Reporting from Niles, Michigan, Chicago-based Julie Bosman was nine paragraphs into her story before she found a resident supporting – or even cognizant of – the marches taking over Washington and elsewhere, citing the approval of 79-year-old Lucy VandenHeede, whose daughter-in-law and two granddaughters had taken a bus from Kalamazoo to attend the march.

Before then, the expressed sentiments of the women of Niles, population 11,600, echoed, line after line, those of 31-year-old Jennifer Purucker. “Never heard of it,” she told Bosman. The writer made that the lead for a piece painting the picture of a depressed Michigan town more excited by the local ice festival than politics or protest.

This didn’t sit well with Deborah Stevens, 50, a personal chef who moved to Niles from Ann Arbor in 2012.

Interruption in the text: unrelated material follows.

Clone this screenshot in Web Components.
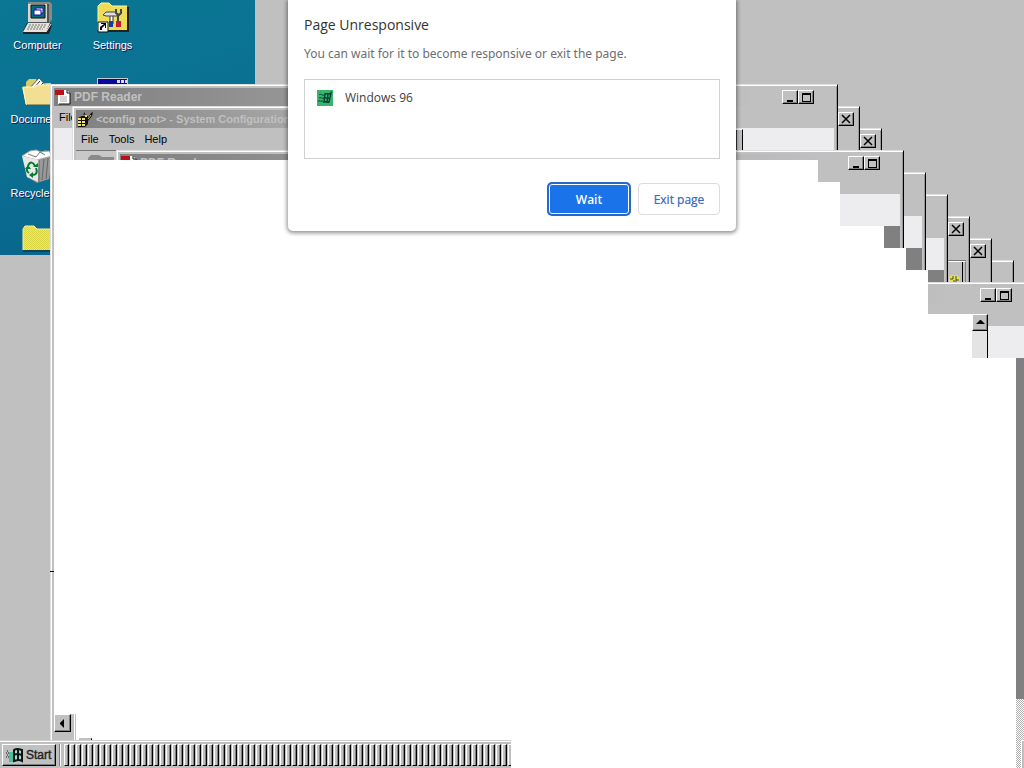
<!DOCTYPE html>
<html lang="en">
<head>
<meta charset="utf-8">
<title>Windows 96</title>
<style>
html,body{margin:0;height:100%}
body{font:11px/14px "Liberation Sans",Arial,sans-serif;color:#000;overflow:hidden}
</style>
</head>
<body>
<w96-desktop></w96-desktop>
<script>
const define = (name, html, init) => customElements.define(name, class extends HTMLElement {
  constructor() {
    super();
    this.attachShadow({ mode: 'open' }).innerHTML = html;
  }
  connectedCallback() { if (init) init(this, this.shadowRoot); }
});

const art = {
  computer: `<svg width="32" height="34" viewBox="0 0 32 34"><path d="M7 1h20l3-1v18l-3 4H7z" fill="#555"/><path d="M6 1h19v20H6z" fill="#d8d8d0"/><path d="M6 1h22l2 2v16l-3 3V3H6z" fill="#888"/><path d="M9 4h14v13H9z" fill="#056b78" stroke="#111"/><path d="M14 7h7v5h-7z" fill="#eee" stroke="#22a"/><path d="M12 9h7v5h-7z" fill="#fff" stroke="#11a"/><path d="M5 22h23l2 2-3 9H1v-3z" fill="#222"/><path d="M6 22h22l-4 9H1z" fill="#e4e4dc"/><path d="M7 24h17M6 26h17M5 28h16" stroke="#777" stroke-dasharray="2 1"/><path d="M24 31l5-8" stroke="#eee"/></svg>`,
  settings: `<svg width="32" height="32" viewBox="0 0 32 32"><path d="M1 4l3-3h8l3 3h15v24H1z" fill="#eddc58"/><path d="M1 28V4l3-3h8l3 3h15" fill="none" stroke="#fff8a0"/><path d="M31 5v24H4" fill="none" stroke="#222" stroke-width="2"/><path d="M13 13h3v9h-3z" fill="#fff" stroke="#333"/><path d="M6 13l3-3h9l2 2v2H9z" fill="#ddd" stroke="#444"/><path d="M19 7v4l3 2 2-2V7M21 13v7" fill="none" stroke="#444" stroke-width="2"/><path d="M12 19h4v6h-4z" fill="#123f9f"/><path d="M19 19h5v6h-5z" fill="#c31c35"/><path d="M1 20h10v10H1z" fill="#fff" stroke="#111"/><path d="M3 28v-3l4-3H4v-1h5v5H8v-3l-3 3v2z" fill="#000"/></svg>`,
  documents: `<svg width="32" height="30" viewBox="0 0 32 30"><path d="M4 5l3-3h7l3 4h12v20H4z" fill="#d9cc68"/><path d="M7 12L17 1l10 11v8H7z" fill="#fff" stroke="#555"/><path d="M12 11l6-7M15 12l6-6M19 13l4-4" stroke="#333"/><path d="M0 10h12l2-2h16l1 20H4z" fill="#f2df92"/><path d="M1 10h12l2-2h14M1 10l3 17" fill="none" stroke="#fff8c8"/><path d="M31 9v19H5" fill="none" stroke="#554"/></svg>`,
  recycle: `<svg width="32" height="34" viewBox="0 0 32 34"><path d="M1 6l9-5 8 2 6-2 6 6-3 23-12 4L5 28z" fill="#8e938f"/><path d="M0 7l15 4 15-4-3-5-8 1-5-2-6 1z" fill="#fff" stroke="#aaa"/><path d="M6 5l8 3 4-5 5 3" fill="none" stroke="#777"/><path d="M0 7l17 4-1 22L5 28z" fill="#e8e9e6"/><path d="M17 11l13-4-3 23-11 3z" fill="#969a99"/><path d="M17 11v22M22 10l-2 21M26 9l-2 21" stroke="#666"/><path d="M6 17c2-5 5-4 7 0M14 19c2 5 0 7-4 7M7 24c-3-2-3-5 0-6" fill="none" stroke="#067a30" stroke-width="2"/><path d="M11 18h5v-4zM11 23v6l-4-3zM3 20h6l-3-4z" fill="#067a30"/></svg>`,
  folder: `<svg width="32" height="30" viewBox="0 0 32 30"><defs><pattern id="d" width="2" height="2" patternUnits="userSpaceOnUse"><path d="M0 0h2v2H0z" fill="#d9d443"/><path d="M0 0h1v1H0zM1 1h1v1H1z" fill="#ece96c"/></pattern></defs><path d="M1 4l2-3h9l3 3h16v21H1z" fill="url(#d)"/><path d="M1 25V4l2-3h9l3 3h16" fill="none" stroke="#f5f0a0"/><path d="M1 26h31V5" fill="none" stroke="#222"/></svg>`,
  program: `<svg width="32" height="28" viewBox="0 0 32 28"><path d="M0 0h31v28H0z" fill="#c8c8c8"/><path d="M1 1h29v7H1z" fill="#0808a0"/><path d="M20 2h3v3h-3zM24 2h3v3h-3zM28 2h2v3h-2z" fill="#ddd"/><path d="M2 9h28v17H2z" fill="#fff"/></svg>`,
  pdf: `<svg width="16" height="16" viewBox="0 0 16 16"><path d="M3 1h9l3 3v11H3z" fill="#fff"/><path d="M15 4v11H4M12 1v3h3" fill="none" stroke="#111"/><path d="M0 1h9v5H0z" fill="#bd1016"/><path d="M5 8h7M5 10h7M5 12h7" stroke="#aaa"/></svg>`,
  config: `<svg width="16" height="16" viewBox="0 0 16 16"><path d="M1 7l4-2h6v8l-3 3H1z" fill="#111"/><path d="M1 7h3v2H1zM5 7h3v2H5zM1 10h3v2H1zM5 10h3v2H5zM1 13h3v2H1zM5 13h3v2H5zM8 4h2v2H8z" fill="#eee06a"/><path d="M6 4l2-3v2h2M10 8l4-6 2-1-1 4-4 5z" fill="#111"/><path d="M11 8l3-4" stroke="#d8c840"/></svg>`,
  flag: `<svg width="18" height="16" viewBox="0 0 18 16"><path d="M1 4h2M0 6h3M1 8h2M0 10h3" stroke="#111" stroke-dasharray="1 1"/><path d="M3 5h5v10H3z" fill="#41c3a0"/><path d="M8 3c3-2 5-1 8 0v11c-3-2-5-1-8 0z" fill="#a5ded0" stroke="#111" stroke-width="2"/><path d="M8 8c3-2 5-1 8 0M12 2v11" fill="none" stroke="#111" stroke-width="2"/></svg>`
};

define('w96-icon', `<style>
:host{display:flex;flex-direction:column;align-items:center;height:74px;width:75px;color:#fff}
.pic{height:36px;display:flex;align-items:center}
span{display:block;white-space:nowrap;text-shadow:1px 1px 0 #111a58;line-height:16px;padding-top:1px}
:host([cut]) span{min-width:54px}
</style><div class="pic"></div><span><slot></slot></span>`, (el, root) => {
  root.querySelector('.pic').innerHTML = art[el.getAttribute('art')];
});

define('w96-sysbutton', `<style>
:host{display:block;width:16px;height:14px}
button{display:flex;align-items:center;justify-content:center;box-sizing:border-box;width:100%;height:100%;padding:0;background:#c0c0c0;border:1px solid;border-color:#fff #000 #000 #fff;border-radius:0;box-shadow:inset -1px -1px #808080}
</style><button type="button"></button>`, (el, root) => {
  const shapes = {
    min: '<path d="M2 8h6v2H2z"/>',
    max: '<path fill-rule="evenodd" d="M1 1h9v9H1zM2 3v6h7V3z"/>',
    close: '<path d="M1 1l8 8M9 1l-8 8" stroke="#000" stroke-width="1.5"/>',
    up: '<path d="M1 7h9L6 3H5z"/>',
    left: '<path d="M3 5v1l4 4V1z"/>'
  };
  const k = el.getAttribute('kind'), b = root.querySelector('button');
  b.setAttribute('aria-label', k);
  b.innerHTML = `<svg width="11" height="11" viewBox="0 0 11 11">${shapes[k]}</svg>`;
});

define('w96-window', `<style>
:host{position:absolute;box-sizing:border-box;display:flex;flex-direction:column;background:#c0c0c0;padding:3px;border:1px solid;border-color:#dfdfdf #000 #000 #dfdfdf;box-shadow:inset 1px 1px #fff,inset -1px -1px #999;overflow:hidden}
header{display:flex;align-items:center;gap:3px;flex:none;height:18px;padding:0 2px 0 1px;background:linear-gradient(90deg,#808080,#c0c0c0 90%);color:#c0c0c0;font-weight:bold;font-size:12px;white-space:nowrap}
:host([kind=config]) header{font-size:11px}
.cap{flex:1;display:flex;align-items:center;gap:3px}
.cap svg{flex:none}
nav{display:flex;flex:none;height:22px;align-items:center;gap:10px;padding:0 5px}
nav button{all:unset;font-size:11px}
:host([covered]) nav{width:13px;overflow:hidden}
.sys{display:flex;align-self:flex-start;padding-top:2px}
:host([plainend]) .sys{padding-right:18px}
.bar{flex:none;height:32px;background:#ededf0}
.body{flex:1;background:#808080}
:host([kind=config]) .bar{background:#c8c8c8;border-top:1px solid #777}
:host([kind=config]) .body{background:#c0c0c0}
</style><header><div class="cap"></div><div class="sys"></div></header><nav></nav><div class="bar"><slot></slot></div><div class="body"></div>`, (el, root) => {
  const icon = el.getAttribute('icon');
  root.querySelector('.cap').innerHTML = (icon ? art[icon] : '') + '<span></span>';
  root.querySelector('.cap span').textContent = el.getAttribute('caption') || '';
  root.querySelector('.sys').innerHTML = (el.getAttribute('sys') || '').split(' ').filter(Boolean).map(k => `<w96-sysbutton kind="${k}"></w96-sysbutton>`).join('');
  root.querySelector('nav').innerHTML = (el.getAttribute('menu') || '').split(' ').filter(Boolean).map(t => `<button type="button">${t}</button>`).join('');
});

define('w96-taskbar', `<style>
:host{position:absolute;left:0;bottom:0;width:calc(50% - 1px);height:28px;box-sizing:border-box;display:flex;background:#c0c0c0;border-top:1px solid #d0d0d0;box-shadow:inset 0 1px #fff;padding:3px 0 2px 2px;overflow:hidden}
.start{flex:none;display:flex;align-items:center;gap:2px;width:54px;padding:0 0 0 3px;font:12px "Liberation Sans",Arial,sans-serif;color:#222;background:#c0c0c0;border:1px solid;border-color:#fff #000 #000 #fff;box-shadow:inset -1px -1px #808080}
.start span{-webkit-text-stroke:.4px #222}
i{flex:none;width:1px;margin:0 2px 0 3px;background:#fff;border-left:1px solid #808080}
.tasks{display:flex;gap:1px;padding-left:1px}
.tasks button{flex:none;box-sizing:border-box;width:5px;padding:0;background:#c0c0c0;border:1px solid;border-color:#fff #000 #000 #fff;border-radius:0;box-shadow:inset -1px 0 #808080}
</style><button class="start" type="button">${art.flag}<span>Start</span></button><i></i><div class="tasks"></div>`, (el, root) => {
  root.querySelector('.tasks').innerHTML = '<button type="button" aria-label="Window"></button>'.repeat(75);
});

define('page-dialog', `<style>
:host{position:absolute;top:0;left:50%;transform:translateX(-50%);box-sizing:border-box;width:448px;padding:16px;background:#fff;border-radius:0 0 5px 5px;box-shadow:0 1px 4px 1px rgba(0,0,0,.45);font-family:"Open Sans","Noto Sans",sans-serif;color:#3c4043}
h1{margin:0;font-size:14px;line-height:18px;font-weight:400;color:#333}
p{margin:10px 0 15px;font:12px/20px "Noto Sans","Open Sans",sans-serif;color:#6b6e72;white-space:nowrap}
.list{box-sizing:border-box;height:80px;border:1px solid #d0d0d0;padding:10px 12px}
.row{display:flex;align-items:center;gap:12px;height:16px;font-size:12px}
.actions{display:flex;justify-content:flex-end;gap:8px;margin-top:24px}
button{box-sizing:border-box;width:82px;height:32px;padding:0;border-radius:4px;border:1px solid #dadce0;background:#fff;color:#3367c0;font:600 12px "Open Sans","Noto Sans",sans-serif}
.wait{background:#1a73e8;color:#fff;border-color:#2868c8;box-shadow:0 0 0 1px #2868c8,inset 0 0 0 1px #fff}
.exit{font-weight:500;-webkit-text-stroke:.2px #3367c0}
</style>
<h1>Page Unresponsive</h1>
<p>You can wait for it to become responsive or exit the page.</p>
<div class="list"><div class="row"><svg width="16" height="16" viewBox="0 0 16 16"><path d="M0 0h16v16H0z" fill="#37b56b"/><path d="M2 5c2-2 3 1 5 0M2 8c2-1 3 1 5 0M1 11c2-1 3 1 5 0" fill="none" stroke="#083e35"/><path d="M8 4c2-1 4 1 6-1l-2 9c-2 1-3-1-5 0zM7 8c2-1 4 1 6 0M11 4l-1 8" fill="none" stroke="#083e35" stroke-width="1.4"/></svg><span>Windows 96</span></div></div>
<div class="actions"><button class="wait" type="button">Wait</button><button class="exit" type="button">Exit page</button></div>`);

define('w96-desktop', `<style>
:host{display:block;position:relative;height:100%;overflow:hidden;background:#c0c0c0}
.wall{display:grid;grid-template-columns:75px 75px;grid-template-rows:repeat(4,74px);align-content:start;height:255px;width:255px;overflow:hidden;background:linear-gradient(165deg,#0a7794,#0b7092 50%,#08618b)}
.win{width:788px;height:420px}
.void{position:absolute;inset:0;background:#fff;clip-path:polygon(54px 160px,818px 160px,818px 182px,840px 182px,840px 226px,884px 226px,884px 248px,906px 248px,906px 270px,928px 270px,928px 314px,972px 314px,972px 358px,calc(100% - 8px) 358px,calc(100% - 8px) 100%,54px 100%)}
.bit{position:absolute;box-sizing:border-box}
.dither{right:0;top:699px;bottom:0;width:8px;background:repeating-conic-gradient(#b0b0b0 0 25%,#fff 0 50%) 0 0/2px 2px}
.track{background:#e4e4e4;border-right:1px solid #000}
.track w96-sysbutton{height:17px}
.glyph{display:block;margin:3px 0 0 12px}
</style>
<div class="wall">
<w96-icon art="computer">Computer</w96-icon><w96-icon art="settings">Settings</w96-icon>
<w96-icon art="documents" cut>Docume</w96-icon><w96-icon art="program"></w96-icon>
<w96-icon art="recycle" cut>Recycle</w96-icon><span></span>
<w96-icon art="folder"></w96-icon>
</div>
<w96-window class="win" style="left:226px;top:260px" kind="config"></w96-window>
<w96-window class="win" style="left:204px;top:238px" kind="config" sys="close"></w96-window>
<w96-window class="win" style="left:182px;top:216px" kind="config" sys="close"></w96-window>
<w96-window class="win" style="left:160px;top:194px"></w96-window>
<w96-window class="win" style="left:138px;top:172px"></w96-window>
<w96-window class="win" style="left:94px;top:128px" kind="config" sys="close"></w96-window>
<w96-window class="win" style="left:72px;top:106px" kind="config" sys="close"></w96-window>
<w96-window class="win" style="left:50px;top:84px;height:680px" icon="pdf" caption="PDF Reader" menu="File" sys="min max" plainend covered></w96-window>
<w96-window class="win" style="left:72px;top:106px;width:400px" kind="config" icon="config" caption="&lt;config root&gt; - System Configuration" menu="File Tools Help"><svg class="glyph" width="26" height="10" viewBox="0 0 26 10"><path d="M0 10V4l3-3h8l3 2h12v7z" fill="#8a8a8a"/></svg></w96-window>
<div class="bit" style="left:730px;top:129px;width:13px;height:21px;background:#c0c0c0;border-right:1px solid #000;border-top:1px solid #fff;box-shadow:inset -5px 0 #c0c0c0,inset -7px 0 #333"></div>
<w96-window class="win" style="left:116px;top:150px" icon="pdf" caption="PDF Reader" sys="min max" plainend></w96-window>
<div class="bit" style="left:948px;top:261px;width:18px;height:30px;background:#c0c0c0;border:1px solid;border-color:#fff #808080 #000 #c0c0c0;box-shadow:inset -2px 0 #c0c0c0,inset -3px 0 #000"><svg width="14" height="21" viewBox="0 0 14 21"><path d="M0 15l3-2h5l3 3-1 5H0z" fill="#e5e34a"/><path d="M1 17h3v-3M7 14v4h3M4 19h4" fill="none" stroke="#444"/></svg></div>
<w96-window class="win" style="left:248px;top:282px;height:430px" sys="min max" plainend></w96-window>
<div class="bit dither"></div>
<div class="void"></div>
<div class="bit" style="left:50px;top:571px;width:4px;height:1px;background:#000"></div>
<div class="bit track" style="left:972px;top:314px;width:16px;height:44px"><w96-sysbutton kind="up"></w96-sysbutton></div>
<div class="bit" style="left:54px;top:714px;width:18px;height:30px;background:#c0c0c0"><w96-sysbutton kind="left" style="height:18px;width:17px"></w96-sysbutton></div>
<div class="bit" style="left:72px;top:714px;width:4px;height:30px;background:#c0c0c0;border-right:1px solid #c0c0c0;box-shadow:inset -1px 0 #fff"></div>
<div class="bit" style="left:79px;top:738px;width:13px;height:6px;background:#c0c0c0;border-top:1px solid #c0c0c0;border-right:1px solid #000"></div>
<div class="bit" style="right:0;top:740px;width:3px;bottom:0;background:#c0c0c0;border-left:1px solid #fff;border-top:1px solid #fff"></div>
<w96-taskbar></w96-taskbar>
<page-dialog></page-dialog>`);
</script>
</body>
</html>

“Dear Ms. Bosman,” she wrote Sunday to the reporter. “I am writing to object to your coverage of Niles, Michigan’s response to the Women’s March … By visiting and conducting your interviews on Saturday, you effectively limited your sample to those not participating. Why?”

She went on to point out the many marches in the surrounding communities within easy driving distance, and the city’s own charter bus trip to DC, which was covered in the St. Joseph-Benton Harbor Herald-Palladium under the headline “Fired Up and Ready To Go.”

“I feel like the New York Times did a real disservice to our town and our region by characterizing us as uninformed bumpkins. It doesn’t help.”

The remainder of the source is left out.